Open ghost opened 8 years ago
Hmm, what would this builder gain over a cat _build/text/*.txt > single.txt
? I guess TOCs might be the only concern here?
1) You'll have to do a recursive find -exec cat ...
because I believe the dir under _build/text
is a structure matching the sphinx project dir.
2) Does that approach guarantee the order in the single text file is that same as the document structure? I (and other users!) still want the single text file to be a valid output doc, even though my use case is just for spelling.
But you're right, I haven't spent much time seeing what I can do for myself without a dedicated builder. I'll have a look/think.
I'm looking for something similar. Did you find anything useful @paulanthonyjacobs ?
I ended up using singlehtml and aspell mode sgml plus various other skip tokens (script, code, abbr...), and a .aspell.pws full of acceptable words to get something working. We suffer the cost of an extra build just for spell-checking - plain text would still be better.
Still very much looking forward to this after having discovered antiques GNU 'diction' and 'style' that help automate readability metrics. Meanwhile, using w3m -dump -T text/html to convert the singlehtml output into text suitable for passing through the previously mentioned utilities.
I would also find "singletext" useful for constructing e.g. a plain text install guide or release notes from structured .rst (intended primary for HTML output) so that they can be placed in the top-level of a source code tarball.
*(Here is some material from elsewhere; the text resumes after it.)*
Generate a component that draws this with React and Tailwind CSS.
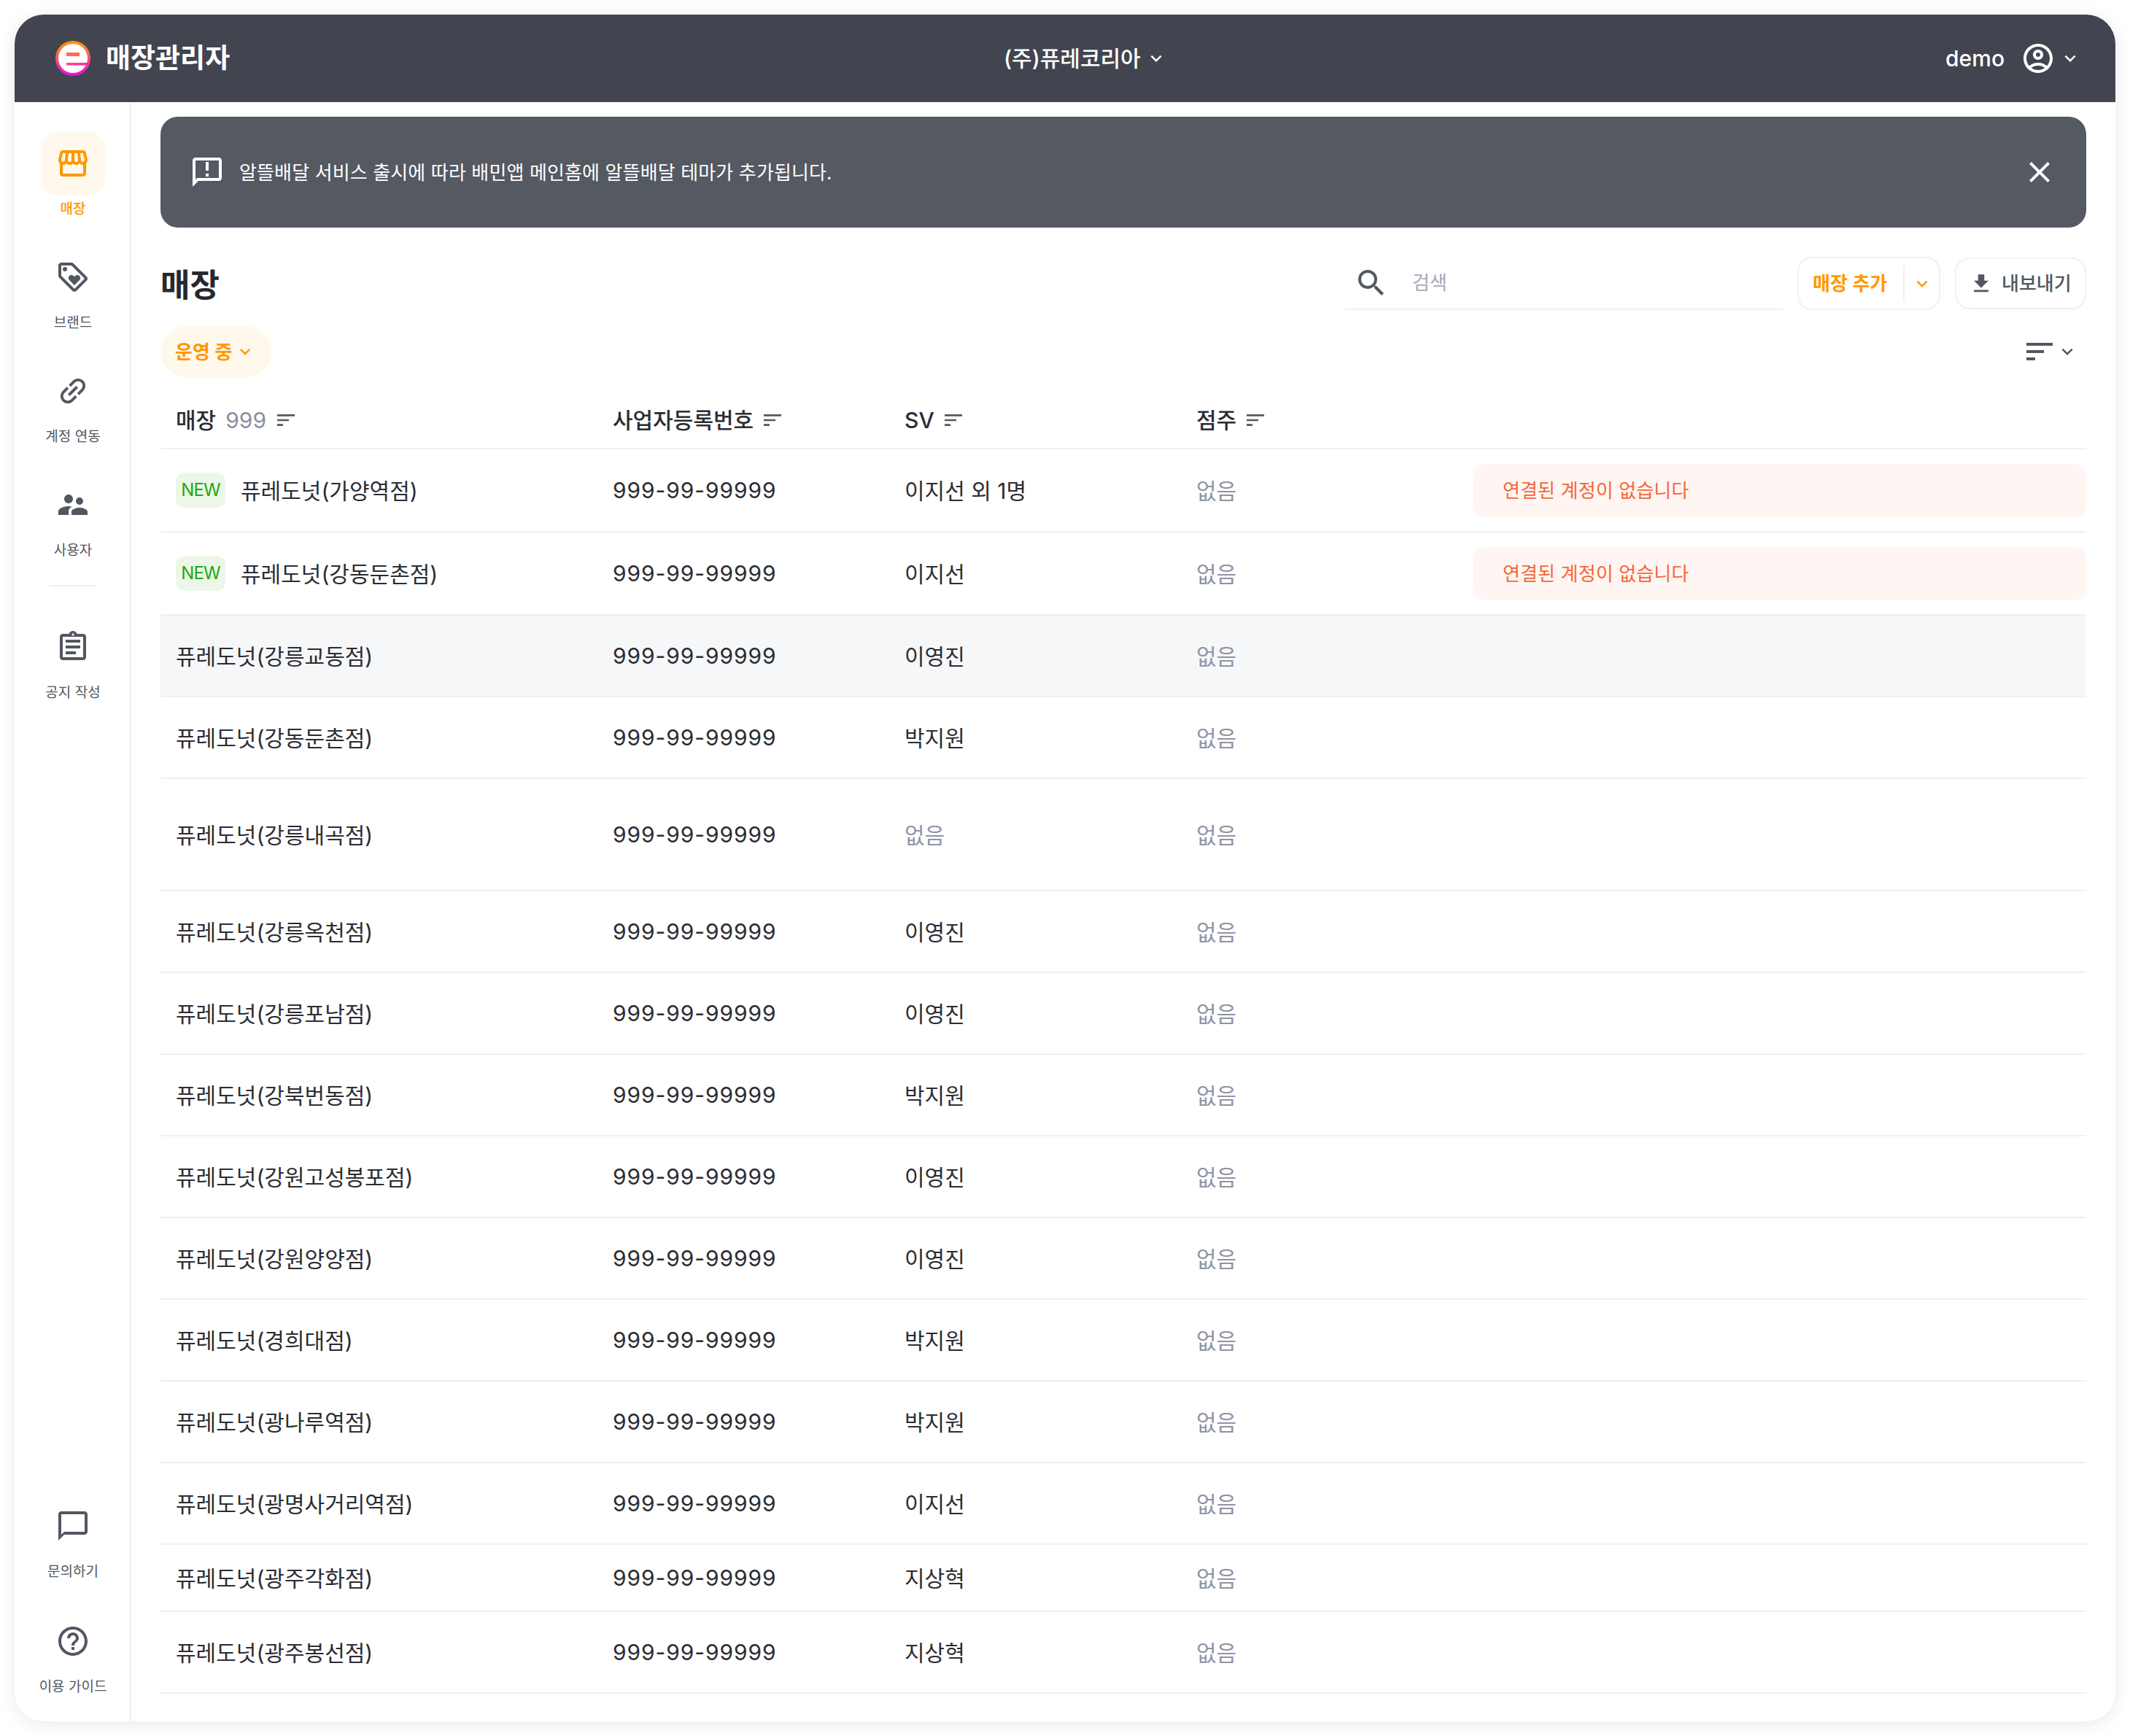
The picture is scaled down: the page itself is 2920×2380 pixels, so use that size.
import React from "react";
import {
  MdOutlineStorefront, MdOutlineLoyalty, MdLink, MdSupervisorAccount, MdOutlineAssignment,
  MdChatBubbleOutline, MdHelpOutline, MdOutlineAnnouncement, MdClose, MdSearch,
  MdKeyboardArrowDown, MdFileDownload, MdSort, MdOutlineAccountCircle,
} from "react-icons/md";

const Logo = () => (
  <svg width="48" height="48" viewBox="0 0 48 48" className="shrink-0">
    <defs>
      <linearGradient id="lg" x1="0" y1="0" x2="0" y2="1">
        <stop offset="0" stopColor="#ff9a00" />
        <stop offset="1" stopColor="#f00ce0" />
      </linearGradient>
      <linearGradient id="bar" x1="0" y1="0" x2="1" y2="0">
        <stop offset="0" stopColor="#ff4d88" />
        <stop offset="1" stopColor="#f52bb0" />
      </linearGradient>
    </defs>
    <circle cx="24" cy="24" r="24" fill="url(#lg)" />
    <circle cx="24" cy="24" r="20" fill="#fff" />
    <rect x="15" y="16" width="18" height="5" fill="#ff6a55" />
    <rect x="15" y="30" width="30" height="3.6" fill="url(#bar)" />
  </svg>
);

const NavItem = ({ icon: Icon, label, active, iconClass = "" }) => (
  <div className="flex h-[122px] flex-col items-center">
    <div className={`flex h-[88px] w-[88px] shrink-0 items-center justify-center rounded-[24px] ${active ? "bg-[#fff8ec] text-[#ff9800]" : "text-[#525761]"}`}>
      <Icon size={48} className={iconClass} />
    </div>
    <div className={`flex h-[38px] shrink-0 items-center whitespace-nowrap text-[19px] ${active ? "font-medium text-[#ff9800]" : "text-[#525761]"}`}>
      {label}
    </div>
  </div>
);

const SortIcon = () => <MdSort size={32} className="shrink-0 text-[#525761]" />;

const Chevron = ({ size = 30, className = "" }) => (
  <MdKeyboardArrowDown size={size} className={`shrink-0 ${className}`} />
);

const rows = [
  { name: "퓨레도넛(가양역점)", sv: "이지선 외 1명", h: "h-[114px]", isNew: true, err: true },
  { name: "퓨레도넛(강동둔촌점)", sv: "이지선", h: "h-[114px]", isNew: true, err: true },
  { name: "퓨레도넛(강릉교동점)", sv: "이영진", h: "h-[112px]", hover: true },
  { name: "퓨레도넛(강동둔촌점)", sv: "박지원", h: "h-[112px]" },
  { name: "퓨레도넛(강릉내곡점)", sv: "없음", h: "h-[154px]", svNone: true },
  { name: "퓨레도넛(강릉옥천점)", sv: "이영진", h: "h-[112px]" },
  { name: "퓨레도넛(강릉포남점)", sv: "이영진", h: "h-[112px]" },
  { name: "퓨레도넛(강북번동점)", sv: "박지원", h: "h-[112px]" },
  { name: "퓨레도넛(강원고성봉포점)", sv: "이영진", h: "h-[112px]" },
  { name: "퓨레도넛(강원양양점)", sv: "이영진", h: "h-[112px]" },
  { name: "퓨레도넛(경희대점)", sv: "박지원", h: "h-[112px]" },
  { name: "퓨레도넛(광나루역점)", sv: "박지원", h: "h-[112px]" },
  { name: "퓨레도넛(광명사거리역점)", sv: "이지선", h: "h-[112px]" },
  { name: "퓨레도넛(광주각화점)", sv: "지상혁", h: "h-[92px]" },
  { name: "퓨레도넛(광주봉선점)", sv: "지상혁", h: "h-[112px]" },
];

const cols = "grid grid-cols-[600px_400px_400px_400px_1fr] items-center";

export default function App() {
  return (
    <div className="h-[2380px] w-[2920px] bg-white p-[20px] [font-family:Inter,Noto_Sans_CJK_KR,sans-serif] text-[#2b2d33]">
      <div className="flex h-full w-full flex-col overflow-hidden rounded-[40px] bg-white shadow-[0_4px_24px_rgba(0,0,0,0.09)]">
        <header className="flex h-[120px] shrink-0 items-center bg-[#42454f] pl-[56px] pr-[47px] text-white">
          <div className="flex w-[1300px] items-center gap-[21px]">
            <Logo />
            <span className="text-[37px] font-bold">매장관리자</span>
          </div>
          <div className="flex items-center gap-[6px] text-[30px] font-medium">
            <span>(주)퓨레코리아</span>
            <Chevron size={30} />
          </div>
          <div className="ml-auto flex items-center gap-[22px]">
            <span className="text-[30px] font-medium">demo</span>
            <div className="flex items-center gap-[5px]">
              <MdOutlineAccountCircle size={48} />
              <Chevron size={30} />
            </div>
          </div>
        </header>

        <div className="flex min-h-0 flex-1">
          <aside className="flex w-[160px] shrink-0 flex-col items-center border-r-2 border-[#eff0f2] pl-[2px] pt-[40px] pb-[32px]">
            <div className="flex flex-col gap-[34px]">
              <NavItem icon={MdOutlineStorefront} label="매장" active />
              <NavItem icon={MdOutlineLoyalty} label="브랜드" />
              <NavItem icon={MdLink} label="계정 연동" iconClass="-rotate-45" />
              <NavItem icon={MdSupervisorAccount} label="사용자" />
            </div>
            <div className="mt-[32px] mb-[39px] h-[2px] w-[64px] bg-[#eff0f2]" />
            <NavItem icon={MdOutlineAssignment} label="공지 작성" />
            <div className="mt-auto flex flex-col gap-[36px]">
              <NavItem icon={MdChatBubbleOutline} label="문의하기" />
              <NavItem icon={MdHelpOutline} label="이용 가이드" />
            </div>
          </aside>

          <main className="min-w-0 flex-1 pl-[40px] pr-[40px] pt-[20px]">
            <div className="flex h-[152px] items-center rounded-[24px] bg-[#555962] pl-[40px] pr-[40px] text-white">
              <MdOutlineAnnouncement size={48} className="shrink-0" />
              <span className="ml-[20px] text-[26px] tracking-[0.005em]">
                알뜰배달 서비스 출시에 따라 배민앱 메인홈에 알뜰배달 테마가 추가됩니다.
              </span>
              <MdClose size={48} className="ml-auto" />
            </div>

            <div className="mt-[40px] flex h-[73px] items-center">
              <h1 className="pt-[4px] text-[44px] font-bold leading-none text-[#26282e]">매장</h1>
              <div className="ml-auto flex h-[73px] w-[600px] items-center border-b-2 border-[#eff0f2] pl-[12px]">
                <MdSearch size={48} className="text-[#525761]" />
                <span className="ml-[32px] text-[26px] text-[#a5aab8]">검색</span>
              </div>
              <div className="ml-[20px] flex h-[73px] w-[196px] items-center rounded-[20px] border-2 border-[#f0f1f3] pl-[19px]">
                <span className="w-[124px] text-[26px] font-semibold text-[#ff9800]">매장 추가</span>
                <div className="h-[49px] w-[2px] bg-[#f0f1f3]" />
                <Chevron size={30} className="ml-[9px] text-[#ff9800]" />
              </div>
              <div className="ml-[20px] flex h-[71px] w-[180px] items-center rounded-[20px] border-2 border-[#f0f1f3] pl-[17px] text-[#525761]">
                <MdFileDownload size={34} />
                <span className="ml-[11px] text-[26px] font-medium">내보내기</span>
              </div>
            </div>

            <div className="mt-[22px] flex h-[70px] items-center justify-between">
              <div className="flex h-[70px] w-[152px] items-center rounded-full bg-[#fff8ec] pl-[20px] text-[#ff9800]">
                <span className="text-[26px] font-semibold">운영 중</span>
                <Chevron size={28} className="ml-[4px]" />
              </div>
              <div className="flex items-center pr-[11px] text-[#525761]">
                <MdSort size={48} />
                <Chevron size={30} className="ml-[-1px]" />
              </div>
            </div>

            <div className={`${cols} mt-[23px] h-[76px] border-b-2 border-[#eff0f2] pb-[2px] text-[30px] font-medium`}>
              <div className="flex items-center pl-[21px]">
                <span>매장</span>
                <span className="ml-[13px] font-normal text-[#8a90a2]">999</span>
                <span className="ml-[11px]"><SortIcon /></span>
              </div>
              <div className="flex items-center pl-[20px]"><span>사업자등록번호</span><span className="ml-[10px]"><SortIcon /></span></div>
              <div className="flex items-center pl-[20px]"><span>SV</span><span className="ml-[10px]"><SortIcon /></span></div>
              <div className="flex items-center pl-[20px]"><span>점주</span><span className="ml-[10px]"><SortIcon /></span></div>
              <div />
            </div>

            {rows.map((r, i) => (
              <div key={i} className={`${cols} ${r.h} border-b-2 border-[#eff0f2] text-[30px] ${r.hover ? "bg-[#f6f7f9]" : ""}`}>
                <div className="flex items-center pl-[21px]">
                  {r.isNew && (
                    <span className="mr-[21px] flex h-[48px] w-[68px] items-center justify-center rounded-[12px] bg-[#edf7e9] text-[24px] tracking-[-0.04em] text-[#22a90f]">NEW</span>
                  )}
                  <span className="pt-[2px]">{r.name}</span>
                </div>
                <div className="pl-[20px] tracking-[0.03em]">999-99-99999</div>
                <div className={`pl-[20px] pt-[2px] ${r.svNone ? "text-[#8e94a6]" : ""}`}>{r.sv}</div>
                <div className="pl-[20px] pt-[2px] text-[#8e94a6]">없음</div>
                <div>
                  {r.err && (
                    <div className="flex h-[73px] items-center rounded-[16px] bg-[#fff5f2] pl-[40px] text-[26px] tracking-[0.005em] text-[#f2683a]">
                      연결된 계정이 없습니다
                    </div>
                  )}
                </div>
              </div>
            ))}
          </main>
        </div>
      </div>
    </div>
  );
}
This request is to add a new builder ('singletext' ?) to build a single plain text file from rst sources. Similar to singlehtml where everything is in one file. My use case is this: To batch run aspell on a single file, get a list of suspect words. I'll manually search for them across my rst file set. An added feature would be to insert a comment showing the path to the rst source for a text segment. This would help tracking down the rst file rather than searching for the word, but there may be a better way (to link the content back to the source).